ABC News reports…..
At the age of 28, John Sinclair was arrested in 1969 for possessing two marijuana joints and sent to prison for nearly three years. On Sunday, the now 78-year-old poet and activist became the first person in Michigan to legally purchase recreational cannabis.
“It went swiftly. I got some weed over the counter,” Sinclair told ABC News when reached by phone. “It’s about time. I’ve been waiting for this for 50 years.”
THE TIMES THEY ARE A CHANGING !
About a year after Michigan residents voted to allow the sale of recreational pot, hundreds of people lined up outside six dispensaries in the state to purchase weed for the first time without having to have a doctor’s prescription.
Michigan became the ninth state in the nation, along with Washington, D.C., to allow people 21 and over to purchase recreational marijuana over the counter. In Vermont, weed is legal to possess, but not to sell.
“It’s a good idea,” Sinclair told ABC News.
John Lennon and Yoko Ono famously held a freedom rally in December 1971 pushing for Sinclair’s release.
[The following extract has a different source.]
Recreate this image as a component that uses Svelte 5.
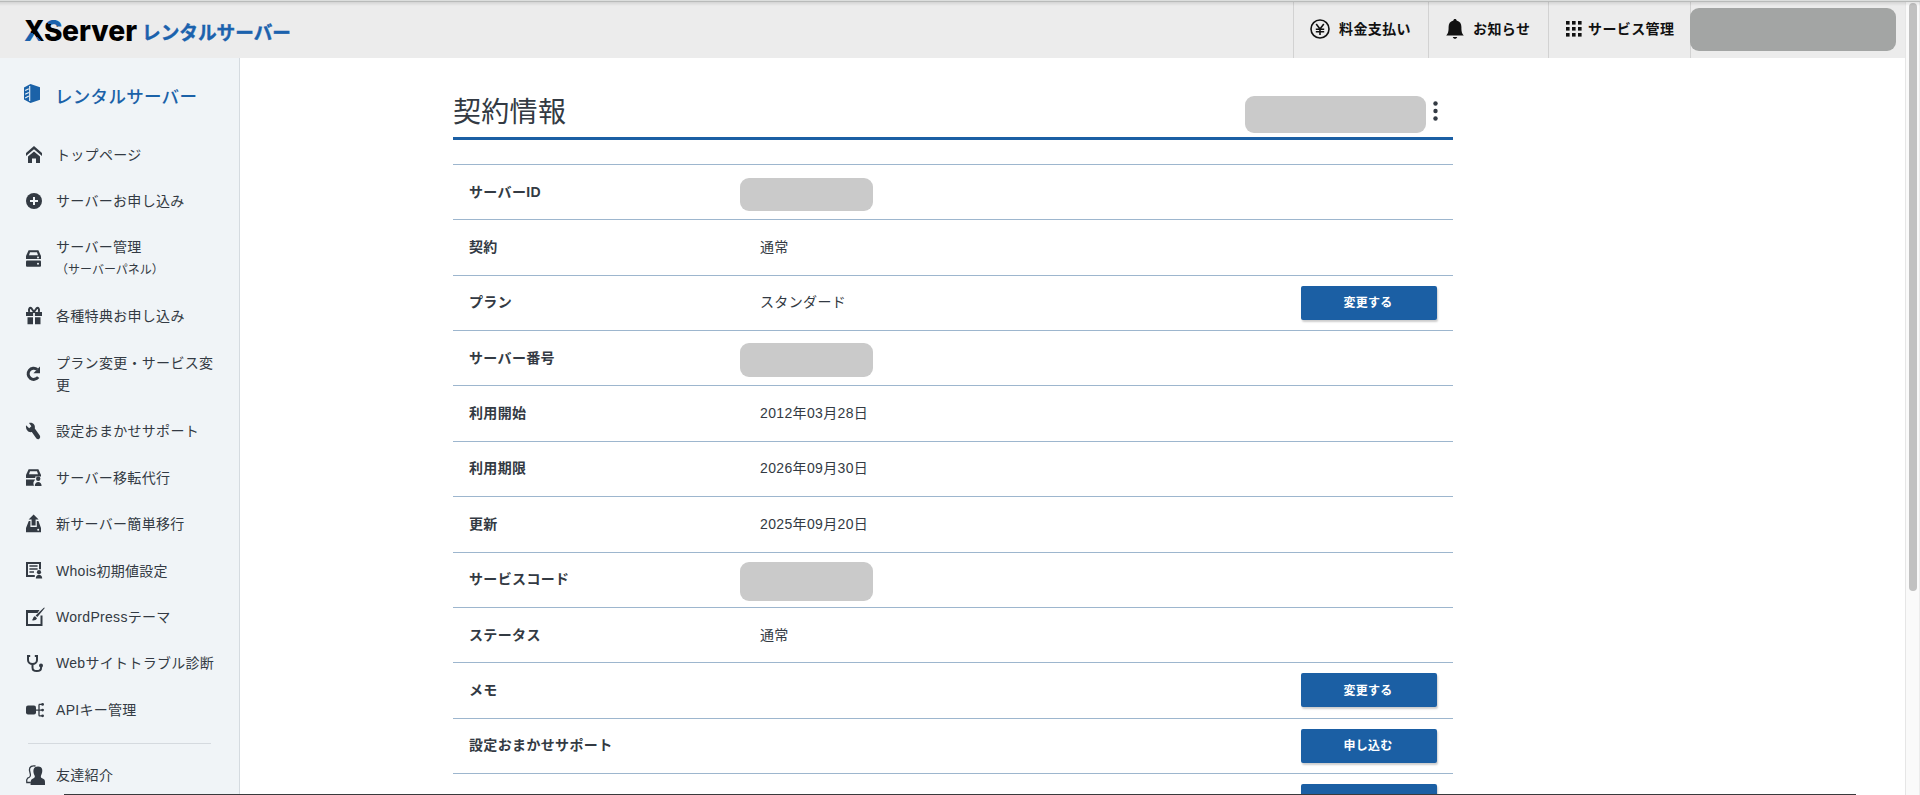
<script lang="ts">
  type MenuItem = { icon: string; label: string; sub?: string };
  type Row = { label: string; value?: string; mask?: number; action?: string };

  const MENU: MenuItem[] = [
    { icon: 'home', label: 'トップページ' },
    { icon: 'plus', label: 'サーバーお申し込み' },
    { icon: 'server', label: 'サーバー管理', sub: '（サーバーパネル）' },
    { icon: 'gift', label: '各種特典お申し込み' },
    { icon: 'reload', label: 'プラン変更・サービス変更' },
    { icon: 'wrench', label: '設定おまかせサポート' },
    { icon: 'serverUser', label: 'サーバー移転代行' },
    { icon: 'upload', label: '新サーバー簡単移行' },
    { icon: 'whois', label: 'Whois初期値設定' },
    { icon: 'brush', label: 'WordPressテーマ' },
    { icon: 'scope', label: 'Webサイトトラブル診断' },
    { icon: 'api', label: 'APIキー管理' },
  ];

  const SUB_MENU: MenuItem[] = [{ icon: 'friends', label: '友達紹介' }];

  // mask = height of the block that hides a private value
  const ROWS: Row[] = [
    { label: 'サーバーID', mask: 33 },
    { label: '契約', value: '通常' },
    { label: 'プラン', value: 'スタンダード', action: '変更する' },
    { label: 'サーバー番号', mask: 34 },
    { label: '利用開始', value: '2012年03月28日' },
    { label: '利用期限', value: '2026年09月30日' },
    { label: '更新', value: '2025年09月20日' },
    { label: 'サービスコード', mask: 39 },
    { label: 'ステータス', value: '通常' },
    { label: 'メモ', action: '変更する' },
    { label: '設定おまかせサポート', action: '申し込む' },
    { label: '', action: ' ' },
  ];
</script>

{#snippet glyph(name: string)}
  <svg class="icon" viewBox="0 0 20 20" width="20" height="20" aria-hidden="true">
    {#if name === 'home'}
      <path d="M0 8 8 1l8 7v3L8 4.2 0 11z" />
      <path d="M2 11.6 8 6.4l6 5.2V18h-4v-4.6H6V18H2z" />
    {:else if name === 'plus'}
      <circle cx="8" cy="10" r="8" />
      <path class="cut" d="M7 6h2v3h3v2H9v3H7v-3H4V9h3z" />
    {:else if name === 'server'}
      <path d="M2.6 1.3h9.8L15 7v3H0V7z" />
      <rect y="11.6" width="15" height="6.2" rx="1" />
      <path class="cut" d="M4 3.3h7l1 3H3z" />
      <circle class="cut" cx="12" cy="8.4" r="1" /><circle class="cut" cx="12" cy="14.7" r="1" />
    {:else if name === 'gift'}
      <path d="M0 6h16v4H0zM1.500 11.2h5.500v7H1.500zM9 11.2h5.500v7H9z" />
      <path class="line" d="M8 6 5.2 2C3.8 1.2 2.4 3 3.2 6M8 6l2.8-4c1.4-.8 2.8 1 2 4" />
      <path class="cut" d="M7.1 7h1.8v3H7.1z" />
    {:else if name === 'reload'}
      <path class="thick" d="M12.200 13.200A5.600 5.600 0 1 1 11.200 5.400" />
      <path d="M14 2.500V9.200H7.400z" />
    {:else if name === 'wrench'}
      <path
        d="M0 3.200 3.200 6.200 5.400 4.200 3 .9C7 0 9.600 3 8.800 6.600l5 6.800c1.400 2.600-1.400 5-3.400 3L5.800 10C3 10.800-.6 8.200 0 3.200z"
      />
    {:else if name === 'serverUser'}
      <path d="M2.6 1.3h9.8L15 7v3H0V7z" />
      <path d="M0 11.600h9.600a5 5 0 0 0-1.600 6.200H0z" />
      <path class="cut" d="M4 3.3h7l1 3H3zM9.300 8.600h6.400v3.500H9.300z" />
      <circle cx="12.2" cy="10.8" r="2.2" />
      <path d="M8.8 18c0-5.4 6.8-5.4 6.8 0z" />
    {:else if name === 'upload'}
      <path d="M7.600.4 12.600 5.600H9.600v6H5.600v-6H2.600z" />
      <path d="M2.800 7H4.400v6h6.400V7h1.600l2.600 7v4.200H0V14z" />
      <circle class="cut" cx="12.2" cy="15.800" r="1" />
    {:else if name === 'whois'}
      <path class="line" d="M14 8.2V2H1v13h7.8" />
      <path d="M3.4 4.2h8.2v1.500H3.400zM3.400 7.200h8.200v1.500H3.400zM3.400 10.200h4.600v1.500H3.400z" />
      <circle cx="13" cy="11.2" r="2.1" />
      <path d="M9.8 17.6c0-5 6.4-5 6.4 0z" />
    {:else if name === 'brush'}
      <path class="line" d="M11 4H1v14h14.5V8.5" />
      <path d="M0 3h13.500l-2 3H0zM19 .8 11.400 10 9.600 8.600 17.800.8zM9 9.300l2 2c-.7 2-3.100 2.300-5.200 2 1.600-.8.9-3.700 3.200-4z" />
    {:else if name === 'scope'}
      <path class="line" d="M4.200 2H2v4c0 5.400 9 5.400 9 0V2H8.800" />
      <path class="line" d="M6.500 10v3.500c0 4.800 8.600 4.800 8.600 0V12" />
      <circle cx="15" cy="11.6" r="2" />
    {:else if name === 'api'}
      <rect y="5.600" width="10" height="9" rx="2" />
      <path class="thin" d="M9 10.1h7M13 4.4v11.4M12.8 4.4h3.6M12.8 15.8h3.6" />
      <circle cx="16.6" cy="4.4" r="1.4" /><circle cx="16.6" cy="10.1" r="1.4" /><circle cx="16.6" cy="15.8" r="1.4" />
    {:else if name === 'friends'}
      <path class="thin" d="M9.500 1C3 0 2.600 4.600 4.200 8.400c1 3-.4 3.800-2.600 4.800C.6 14 .5 16 .8 17.500h4" />
      <path
        d="M12 1.400c5.200 0 5 5 3 9.200-.6 2 .4 2.700 2.600 3.400 1.600.6 1.400 3 1.400 6H4.600c0-3 0-5.400 1.600-6 2.200-.7 3.200-1.600 2.400-3.400C6.600 6.400 6.800 1.400 12 1.400z"
      />
    {/if}
  </svg>
{/snippet}

<div class="window">
  <div class="page">
    <header class="header">
      <svg class="logo" viewBox="0 0 280 58" width="280" height="58">
        <defs>
          <linearGradient id="x-fill" gradientUnits="userSpaceOnUse" x1="26" y1="42" x2="42" y2="22">
            <stop offset="0.42" stop-color="#1b62ad" />
            <stop offset="0.42" stop-color="#000" />
          </linearGradient>
          <linearGradient id="s-fill" gradientUnits="userSpaceOnUse" x1="57" y1="19" x2="50" y2="41">
            <stop offset="0.3" stop-color="#1b62ad" />
            <stop offset="0.3" stop-color="#000" />
          </linearGradient>
        </defs>
        <g class="logo__en">
          <text x="24" y="41" textLength="20.5" lengthAdjust="spacingAndGlyphs" fill="url(#x-fill)">X</text>
          <text x="44" y="41" textLength="18.5" lengthAdjust="spacingAndGlyphs" fill="url(#s-fill)">S</text>
          <text x="62" y="41" textLength="75" lengthAdjust="spacingAndGlyphs">erver</text>
        </g>
        <text class="logo__ja" x="142" y="39.5" textLength="149" lengthAdjust="spacingAndGlyphs">レンタルサーバー</text>
      </svg>

      <nav class="tools">
        <a class="tool tool--pay" href="#pay">
          <svg viewBox="0 0 20 20" width="20" height="20" fill="none" stroke="#111" stroke-width="1.6">
            <circle cx="10" cy="10" r="9" />
            <path d="m6.2 5 3.8 5 3.8-5M10 10v6M5.8 10.2h8.4M5.8 12.8h8.4" />
          </svg>
          <span>料金支払い</span>
        </a>
        <a class="tool tool--news" href="#news">
          <svg viewBox="0 0 18 20" width="18" height="20" fill="#111">
            <path
              d="M9 0c1 0 1.600.7 1.600 1.500C14 2.300 15.400 4.800 15.400 8c0 5 .6 6.500 2.400 8.600H.2C2 14.500 2.600 13 2.600 8c0-3.200 1.400-5.700 4.800-6.500C7.400.7 8 0 9 0zM6.800 18h4.400c-.6 2.400-3.800 2.400-4.400 0z"
            />
          </svg>
          <span>お知らせ</span>
        </a>
        <a class="tool tool--service" href="#service">
          <svg viewBox="0 0 16 16" width="16" height="16" fill="#111">
            {#each [0, 6, 12] as y}
              {#each [0, 6, 12] as x}
                <rect {x} {y} width="3.6" height="3.6" />
              {/each}
            {/each}
          </svg>
          <span>サービス管理</span>
        </a>
        <div class="account"><span class="account__mask"></span></div>
      </nav>
    </header>

    <div class="body">
      <aside class="sidebar">
        <div class="sidebar__title">
          <svg viewBox="0 0 16 19" width="16" height="19" aria-hidden="true">
            <path d="M6.500 0 16 3.200v12.600L6.500 19 0 15.600V3.400z" fill="#1b62a8" />
            <path
              d="m1.200 6.500 3.600-1.800M1.200 10.200l3.600-1.800M1.200 13.900l3.600-1.800M5.700 2v15"
              stroke="#f0f4f7"
              stroke-width="1.1"
            />
          </svg>
          <span>レンタルサーバー</span>
        </div>
        <ul class="menu">
          {#each MENU as item}
            <li class="menu__item">
              {@render glyph(item.icon)}
              <span>
                {item.label}
                {#if item.sub}<small class="menu__sub">{item.sub}</small>{/if}
              </span>
            </li>
          {/each}
        </ul>
        <ul class="menu menu--sub">
          {#each SUB_MENU as item}
            <li class="menu__item">{@render glyph(item.icon)}<span>{item.label}</span></li>
          {/each}
        </ul>
      </aside>

      <main class="content">
        <div class="heading">
          <h1>契約情報</h1>
          <div class="heading__side">
            <span class="heading__mask"></span>
            <svg viewBox="0 0 5 20" width="5" height="20" fill="#333a43">
              <circle cx="2.5" cy="2.5" r="2.2" /><circle cx="2.5" cy="10" r="2.2" /><circle cx="2.5" cy="17.5" r="2.2" />
            </svg>
          </div>
        </div>

        <dl class="table">
          {#each ROWS as row}
            <div class="row">
              <dt>{row.label}</dt>
              <dd>
                {#if row.mask}
                  <span class="mask" style="height: {row.mask}px"></span>
                {:else}
                  <span class="value">{row.value ?? ''}</span>
                {/if}
              </dd>
              {#if row.action}<button type="button">{row.action}</button>{/if}
            </div>
          {/each}
        </dl>
      </main>
    </div>
  </div>

  <div class="scrollbar"><div class="scrollbar__thumb"></div></div>
  <div class="top-edge"></div>
  <div class="bottom-edge"></div>
</div>

<style>
  :global(body) {
    margin: 0;
    background: #fff;
  }

  .window {
    position: relative;
    display: flex;
    height: 795px;
    overflow: hidden;
    color: #333a43;
    font-family: 'Liberation Sans', 'Noto Sans CJK JP', sans-serif;
    font-size: 14px;
    letter-spacing: 0.3px;
  }

  .page {
    flex: 1;
    display: flex;
    flex-direction: column;
  }

  /* header */
  .header {
    display: flex;
    justify-content: space-between;
    flex: none;
    height: 58px;
    background: #ececec;
  }

  .logo {
    display: block;
    overflow: visible;
    letter-spacing: 0;
  }

  .logo__en {
    font-family: Inter, 'Liberation Sans', sans-serif;
    font-size: 29px;
    font-weight: 800;
  }

  .logo__ja {
    font-family: 'Noto Sans CJK JP', sans-serif;
    font-size: 19px;
    font-weight: 700;
    fill: #1b62ad;
    stroke: #1b62ad;
    stroke-width: 0.4px;
  }

  .tools {
    display: flex;
  }

  .tool {
    display: flex;
    align-items: center;
    box-sizing: border-box;
    border-left: 1px solid #d2d2d2;
    color: #111;
    font-weight: 700;
    letter-spacing: 0.4px;
    text-decoration: none;
    white-space: nowrap;
  }

  .tool span {
    margin-top: -2px;
  }

  .tool--pay {
    width: 135px;
    padding-left: 16px;
    gap: 9px;
  }

  .tool--news {
    width: 120px;
    padding-left: 17px;
    gap: 9px;
  }

  .tool--service {
    width: 142px;
    padding-left: 17px;
    gap: 6px;
  }

  .account {
    box-sizing: border-box;
    width: 215px;
    padding-top: 8px;
    border-left: 1px solid #d2d2d2;
  }

  .account__mask {
    display: block;
    width: 206px;
    height: 43px;
    margin-left: -1px;
    border-radius: 9px;
    background: #a3a5a4;
  }

  .body {
    flex: 1;
    display: flex;
    min-height: 0;
  }

  /* sidebar */
  .sidebar {
    box-sizing: border-box;
    flex: none;
    width: 240px;
    padding-top: 23px;
    border-right: 1px solid #d5dbe0;
    background: #f0f4f7;
  }

  .sidebar__title {
    display: flex;
    align-items: center;
    gap: 15px;
    height: 28px;
    padding-left: 24px;
    color: #1b62a8;
    font-size: 17.5px;
    font-weight: 500;
    letter-spacing: 0.3px;
  }

  .sidebar__title svg {
    margin-top: -4px;
  }

  .menu {
    margin: 0;
    padding: 22.6px 0 0;
    list-style: none;
  }

  .menu__item {
    display: flex;
    align-items: center;
    gap: 10px;
    padding: 12px 20px 12px 26px;
    line-height: 22.4px;
  }

  .menu__sub {
    display: block;
    font-size: 12px;
    letter-spacing: 0;
  }

  .menu--sub {
    margin: 9.5px 28px 0;
    padding-top: 8px;
    border-top: 1px solid #d5dadf;
  }

  .menu--sub .menu__item {
    padding-left: 0;
    margin-left: -2px;
  }

  .icon {
    flex: none;
    overflow: visible;
    fill: #333a43;
  }

  .icon .cut {
    fill: #f0f4f7;
  }

  .icon .line,
  .icon .thick,
  .icon .thin {
    fill: none;
    stroke: #333a43;
    stroke-width: 2;
  }

  .icon .thick {
    stroke-width: 3;
  }

  .icon .thin {
    stroke-width: 1.3;
  }

  /* contract table */
  .content {
    width: 1000px;
    margin-left: 213px;
  }

  .heading {
    display: flex;
    justify-content: space-between;
    box-sizing: border-box;
    height: 82px;
    border-bottom: 3px solid #1b5fa4;
  }

  h1 {
    margin: 34px 0 0;
    font-size: 28px;
    font-weight: 400;
    line-height: 42px;
    letter-spacing: 0.3px;
  }

  .heading__side {
    display: flex;
    gap: 7px;
    padding: 38px 15px 0 0;
  }

  .heading__side svg {
    margin-top: 5px;
  }

  .heading__mask {
    width: 181px;
    height: 37px;
    border-radius: 9px;
    background: #cacaca;
  }

  .table {
    margin: 24px 0 0;
    letter-spacing: 0.35px;
  }

  .row {
    display: flex;
    align-items: center;
    box-sizing: border-box;
    height: 55.36px;
    padding: 0 16px;
    border-top: 1px solid #9db6ce;
  }

  dt {
    width: 291px;
    margin-top: -3px;
    font-weight: 700;
  }

  dd {
    flex: 1;
    margin: 0;
  }

  .value {
    display: block;
    margin-top: -3px;
  }

  .mask {
    display: block;
    width: 133px;
    margin: 4px 0 0 -20px;
    border-radius: 9px;
    background: #cacaca;
  }

  button {
    width: 136px;
    height: 34px;
    padding: 0 2px 2px 0;
    border: 0;
    border-radius: 2px;
    background: #1b5fa4;
    box-shadow: 1px 2px 2px rgba(0, 0, 0, 0.2);
    color: #fff;
    font: inherit;
    font-size: 12px;
    font-weight: 700;
    letter-spacing: 0.3px;
  }

  /* window chrome */
  .scrollbar {
    box-sizing: border-box;
    width: 15px;
    padding: 3px 0 0 3px;
    border-right: 1px solid #ececec;
    border-left: 1px solid #e6e6e6;
    background: #fafafa;
  }

  .scrollbar__thumb {
    width: 8px;
    height: 588px;
    border-radius: 4px;
    background: #c1c1c1;
  }

  .top-edge {
    position: absolute;
    inset: 0 0 auto;
    height: 6px;
    background: linear-gradient(#dcdedd 0 1px, #b9bbba 1px 2px, rgba(0, 0, 0, 0.1) 2px, transparent);
  }

  .bottom-edge {
    position: absolute;
    right: 64px;
    bottom: 0;
    left: 64px;
    height: 1px;
    background: #3a3a3c;
    box-shadow: 0 4px 24px rgba(0, 0, 0, 0.1);
  }
</style>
Bob Seger and Stevie Wonder also performed at the concert and Jerry Rubin and Allen Ginsburg were among those who voiced support for the Flint native at the rally. Sinclair, who once managed seminal rock band MC5, was released soon after the event despite his 10-year sentence.
For the historic transaction, Sinclair purchased 10 joints prerolled with a strain of cannabis dubbed “Gorilla Glue No. 4.”
Asked if he noticed any difference between smoking a perfectly legal spliff compared to the old illegal kind, Sinclair said no.
“It’s smoking a joint,” said Sinclair, who celebrated by lighting up while attending a poetry reading.
Sinclair made the purchase at 9:49 a.m. at Arbors Wellness, a dispensary in Ann Arbor.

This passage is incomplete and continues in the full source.